Executives from many of America's leading newspaper companies and the head of the Associated Press met quietly in Chicago on Thursday to discuss ways to increase revenues from their online operations -- presumably by charging visitors to their websites -- as well as how to recapture some share of their catastrophically declining classified ad business.
The meeting, whose participants included an antitrust lawyer to make sure the conversation didn't stray into impermissible collusion or price-fixing, was conducted under the auspices of the Newspaper Assn. of America, and its agenda was titled "Models to Lawfully Monetize Content." These guys may be slow on the uptake, but their legal departments have schooled them well in risk management.
Simply put, the reason industry leaders -- a fractious, hidebound and habitually timid group even in the best of times -- finally were willing to come together and discuss the crisis is this: Unless the English-speaking world's newspapers find a way to charge for the content they currently give away free on their websites and allow to be aggregated and sold to advertisers by Internet search-engine companies that pay no fees for the privilege, most papers won't survive very far into the next decade.

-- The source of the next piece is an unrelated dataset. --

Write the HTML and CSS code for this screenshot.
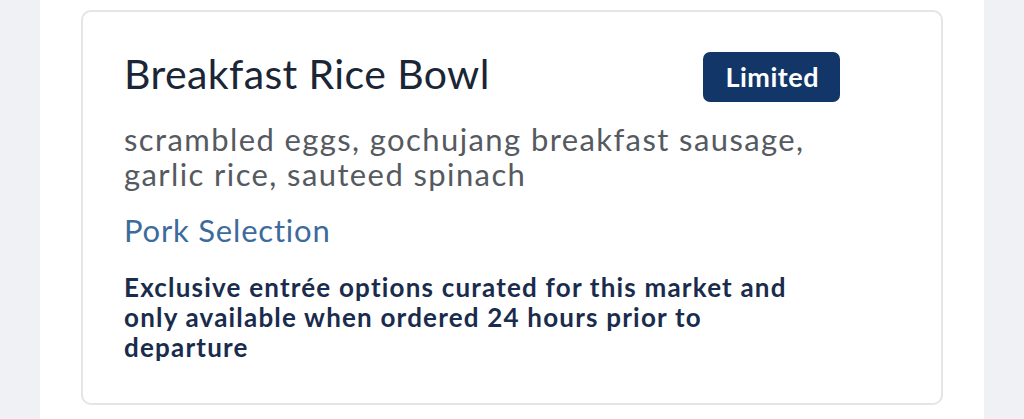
FILE: index.html
```html
<!DOCTYPE html>
<html>
<head>
<meta charset="utf-8">
<link rel="stylesheet" href="styles.css">
</head>
<body>
<div class="panel">
  <div class="card">
    <div class="head">
      <h1 class="title">Breakfast Rice Bowl</h1>
      <span class="badge">Limited</span>
    </div>
    <p class="desc">scrambled eggs, gochujang breakfast sausage, garlic rice, sauteed spinach</p>
    <p class="tag">Pork Selection</p>
    <p class="note">Exclusive entrée options curated for this market and only available when ordered 24 hours prior to departure</p>
  </div>
</div>
</body>
</html>
```
FILE: styles.css
```css
html, body {
  margin: 0;
  padding: 0;
  height: 100%;
}
body {
  background: #f0f1f4;
  font-family: "Lato", "Open Sans", sans-serif;
  overflow: hidden;
}
.panel {
  background: #ffffff;
  margin: 0 40px;
  height: 100%;
  padding-top: 10px;
  box-sizing: border-box;
}
.card {
  margin-left: 41px;
  width: 862px;
  height: 395px;
  box-sizing: border-box;
  border: 2px solid #e4e5e7;
  border-radius: 10px;
  padding: 36px 40px 0 41px;
}
.head {
  display: flex;
  justify-content: space-between;
  align-items: flex-start;
  width: 716px;
}
.title {
  margin: 0;
  font-weight: 400;
  font-size: 41px;
  line-height: 52px;
  letter-spacing: 0.4px;
  color: #1a2535;
}
.badge {
  margin-top: 4px;
  background: #123668;
  color: #fff;
  font-weight: 700;
  font-size: 27px;
  letter-spacing: 0.5px;
  line-height: 50px;
  height: 50px;
  padding: 0 21px 0 22px;
  border-radius: 7px;
}
.desc {
  margin: 20px 0 0;
  font-size: 31px;
  line-height: 35px;
  letter-spacing: 1.4px;
  color: #555a60;
  width: 720px;
}
.tag {
  margin: 18px 0 0;
  font-size: 31px;
  line-height: 40px;
  letter-spacing: 0.8px;
  color: #3c6b9c;
}
.note {
  margin: 22px 0 0;
  font-size: 26px;
  line-height: 30px;
  letter-spacing: 1.2px;
  font-weight: 700;
  color: #1a2c4d;
  width: 700px;
}
```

The facts are stark: Over the last three years, American newspapers alone have lost 40% of their classified advertising -- $7 billion worth -- to free Internet sites such as Craigslist. Over that same period, display advertising sales have dropped by a quarter, which amounts to an additional $12 billion each year.
Although it's true that newspapers' own online advertising has grown significantly in percentage terms over those 36 months, the annual increase actually amounts to just $445 million, according to the Associated Press.
You don't need a CFO -- or even a calculator -- to know where all this is heading.
There's an additional source of urgency: For nearly a decade now, every new proprietor or publisher who comes on board an American newspaper sensibly announces that they understand that they can't cut their way to success, that they need to find ways to grow revenues. Then, because none of them have been able to do so in any significant way, they go right on cutting because they have investors or creditors to satisfy -- or simply because they can't think of anything else to do.